The Hubbards are a familiy with ambition. Their greed is all consuming as they struggle to profit from exploiting what is left of the Old South after the Civil War. Ben Hubbard is head of the family with his younger brother Oscar towing the family line as a sheep would obey a sheperd. Regina is their sister, wife to Horace, mother to Alexandra, with a dangerous hunger for profit. The trio hatch a plan for a cotton factory in town, partnering with a Northerner but they need to raise the capital to start show more building. By coincidence Horace has a great number of bonds in a safety deposit box and it seems up to the siblings to pressure him to donate to their future financial happiness. Should their plan fail, Oscar's son Leo just happens works at the bank.

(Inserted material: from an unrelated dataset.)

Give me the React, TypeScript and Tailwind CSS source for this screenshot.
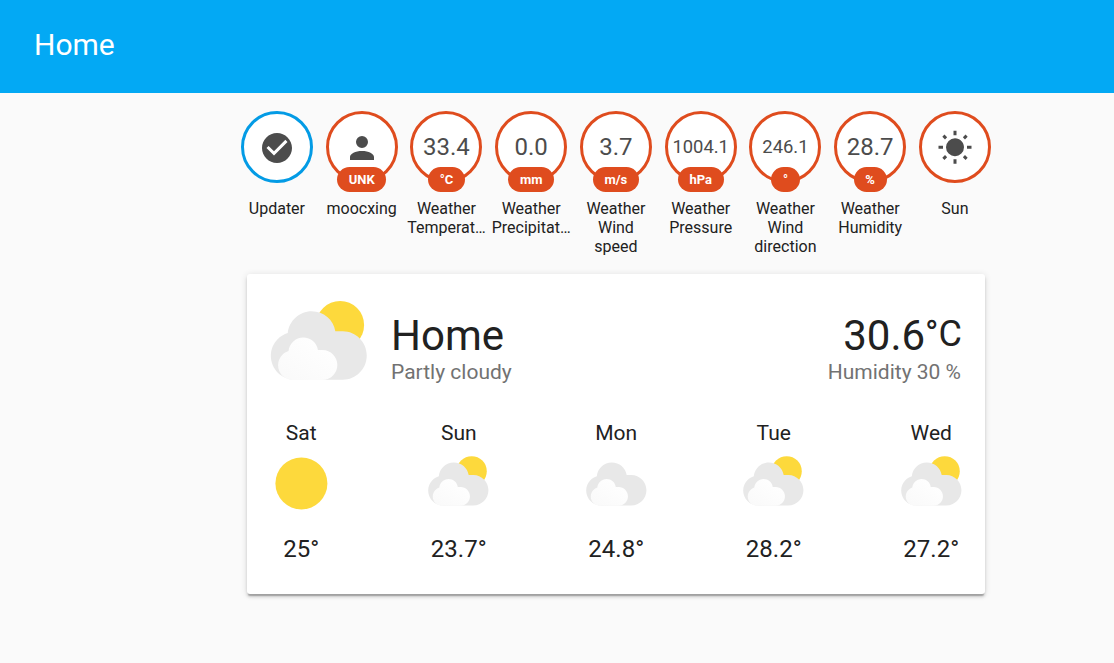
import React from "react";

type Condition = "sunny" | "partly" | "cloudy";

function WeatherIcon({ condition, className }: { condition: Condition; className: string }) {
  return (
    <svg viewBox="0 0 17 17" className={className}>
      <defs>
        <linearGradient id="front" x1="0" y1="1" x2="0.7" y2="0.2">
          <stop offset="0" stopColor="#f9f9f9" />
          <stop offset="1" stopColor="#fefefe" />
        </linearGradient>
      </defs>
      {condition === "sunny" && <circle cx="8.4" cy="8.4" r="5.996" fill="#fdd93c" />}
      {condition === "partly" && <circle cx="11.497" cy="4.211" r="3.484" fill="#fdd93c" />}
      {condition !== "sunny" && (
        <>
          <path
            transform="translate(0 .34)"
            fill="#e8e8e8"
            d="m3.8863 5.035c-0.54892 0.16898-1.04 0.46637-1.4372 0.8636-0.63077 0.63041-1.0206 1.4933-1.0206 2.455 0 1.9251 1.5589 3.4682 3.4837 3.4682h6.9688c1.9251 0 3.484-1.5981 3.484-3.5232 0-1.9251-1.5589-3.5232-3.484-3.5232h-1.0834c-0.25294-1.6916-1.6986-2.9083-3.4463-2.9083-1.7995 0-3.2805 1.4153-3.465 3.1679"
          />
          <path
            transform="translate(-.2 .3)"
            fill="url(#front)"
            d="m4.1996 7.6995c-0.33902 0.10407-0.64276 0.28787-0.88794 0.5334-0.39017 0.38982-0.63147 0.92322-0.63147 1.5176 0 1.1896 0.96414 2.1431 2.1537 2.1431h4.3071c1.1896 0 2.153-0.98742 2.153-2.1777 0-1.1896-0.96344-2.1777-2.153-2.1777h-0.66992c-0.15593-1.0449-1.0499-1.7974-2.1297-1.7974-1.112 0-2.0274 0.87524-2.1417 1.9586"
          />
        </>
      )}
    </svg>
  );
}

const icons = {
  check:
    "M12 2C6.5 2 2 6.5 2 12S6.5 22 12 22 22 17.5 22 12 17.5 2 12 2M10 17L5 12L6.41 10.59L10 14.17L17.59 6.58L19 8L10 17Z",
  account:
    "M12,4A4,4 0 0,1 16,8A4,4 0 0,1 12,12A4,4 0 0,1 8,8A4,4 0 0,1 12,4M12,14C16.42,14 20,15.79 20,18V20H4V18C4,15.79 7.58,14 12,14Z",
  sun: "M3.55,18.54L4.96,19.95L6.76,18.16L5.34,16.74M11,22.45C11.32,22.45 13,22.45 13,22.45V19.5H11M12,5.5A6,6 0 0,0 6,11.5A6,6 0 0,0 12,17.5A6,6 0 0,0 18,11.5C18,8.18 15.31,5.5 12,5.5M20,12.5H23V10.5H20M17.24,18.16L19.04,19.95L20.45,18.54L18.66,16.74M20.45,4.46L19.04,3.05L17.24,4.84L18.66,6.26M13,0.55H11V3.5H13M4,10.5H1V12.5H4M6.76,4.84L4.96,3.05L3.55,4.46L5.34,6.26L6.76,4.84Z",
};

interface BadgeData {
  name: string;
  icon?: keyof typeof icons;
  value?: string;
  unit?: string;
  blue?: boolean;
}

const badges: BadgeData[] = [
  { name: "Updater", icon: "check", blue: true },
  { name: "moocxing", icon: "account", unit: "UNK" },
  { name: "Weather Temperat…", value: "33.4", unit: "°C" },
  { name: "Weather Precipitat…", value: "0.0", unit: "mm" },
  { name: "Weather Wind speed", value: "3.7", unit: "m/s" },
  { name: "Weather Pressure", value: "1004.1", unit: "hPa" },
  { name: "Weather Wind direction", value: "246.1", unit: "°" },
  { name: "Weather Humidity", value: "28.7", unit: "%" },
  { name: "Sun", icon: "sun" },
];

function Badge({ name, icon, value = "", unit, blue }: BadgeData) {
  return (
    <div className="flex w-[84.75px] flex-col items-center">
      <div
        className={`relative flex h-[72px] w-[72px] items-center justify-center rounded-full border-[3px] bg-white text-[#4c4c4c] ${blue ? "border-[#039be5]" : "border-[#df4c1e]"}`}
      >
        {icon ? (
          <svg viewBox="0 0 24 24" className="mt-[2px] h-9 w-9 fill-current">
            <path d={icons[icon]} />
          </svg>
        ) : (
          <span className={value.length > 4 ? "text-[18.4px]" : "text-[24px]"}>{value}</span>
        )}
        {unit && (
          <span className="absolute top-[53px] flex h-[25px] items-center rounded-[12.5px] bg-[#df4c1e] px-[11.6px] text-[13px] font-bold text-white">
            {unit}
          </span>
        )}
      </div>
      <div className="mt-4 w-[80px] text-center text-[16px] leading-[19px] text-[#212121]">
        {name}
      </div>
    </div>
  );
}

const forecast: { day: string; condition: Condition; temp: string }[] = [
  { day: "Sat", condition: "sunny", temp: "25°" },
  { day: "Sun", condition: "partly", temp: "23.7°" },
  { day: "Mon", condition: "cloudy", temp: "24.8°" },
  { day: "Tue", condition: "partly", temp: "28.2°" },
  { day: "Wed", condition: "partly", temp: "27.2°" },
];

export default function App() {
  return (
    <div className="h-[663px] w-[1114px] overflow-hidden bg-[#fafafa] font-['Roboto',sans-serif] text-[#212121]">
      <header className="flex h-[93px] items-center bg-[#03a9f4] pb-1 pl-[34px] text-[30px] text-white">
        Home
      </header>
      <div className="flex h-[181px] pt-[18px] pl-[234.55px]">
        {badges.map((b) => (
          <Badge key={b.name} {...b} />
        ))}
      </div>
      <main className="ml-[247px] h-[320px] w-[738px] rounded-[3px] bg-white px-6 pt-[21px] shadow-[0_3px_3px_0_rgba(0,0,0,0.14),0_1px_7px_0_rgba(0,0,0,0.12),0_3px_1px_-1px_rgba(0,0,0,0.2)]">
        <div className="flex h-[118px]">
          <WeatherIcon condition="partly" className="mt-[1px] -ml-[10px] h-[117px] w-[117px] shrink-0" />
          <div className="ml-[13px] flex-1 pt-[17px]">
            <div className="text-[42px] leading-[48px]">Home</div>
            <div className="text-[21px] leading-[24px] text-[#727272]">Partly cloudy</div>
          </div>
          <div className="pt-[17px] text-right">
            <div className="-mr-[1px] flex justify-end text-[42px] leading-[48px]">
              30.6<span className="-mt-[2px] text-[36px] leading-[48px]">°C</span>
            </div>
            <div className="text-[21px] leading-[24px] text-[#727272]">Humidity 30 %</div>
          </div>
        </div>
        <div className="flex justify-between pt-[8px]">
          {forecast.map((f) => (
            <div key={f.day} className="flex w-[60px] flex-col items-center">
              <div className="ml-[0.5px] text-[21px] leading-[24px]">{f.day}</div>
              <div className="flex h-[90px] w-[74px] shrink-0 flex-col items-center">
                <WeatherIcon
                  condition={f.condition}
                  className={
                    f.condition === "sunny"
                      ? "mt-[2px] ml-[1px] h-[73.7px] w-[73.7px] shrink-0"
                      : "mt-[7.5px] ml-[1px] h-[73.5px] w-[73.5px] shrink-0"
                  }
                />
              </div>
              <div className="ml-[0.5px] text-[24px] leading-[28px]">{f.temp}</div>
            </div>
          ))}
        </div>
      </main>
    </div>
  );
}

I'm not a great reader of plays so this was a good introduction to post-modern theatre. Hellman has a real understanding of dialogue as the tension rises, the sentences get shorten, the diction more terse. Also, the infighting between siblings is believable and enticing to read. The intrigues of their attempted manipulation of each other reminds me of "The Lion in Winter" with bickering royals.

My complaint is how few and weak the protagonists seem. Horace, Birdie, Oscar's wife and Alexandra are all that stand up to the Hubbards. Horace is an invalid, Bertie has personal problems and Alexandra is a child. They seem unequal to the task of holding on through the play. If Hellman had only created one strong character I would have felt the odds more in their favour.

It's a good play and was even turned into a movie with Bette Davis as Regina. If you're a fan of reading about sibling rivalries this is the book for you.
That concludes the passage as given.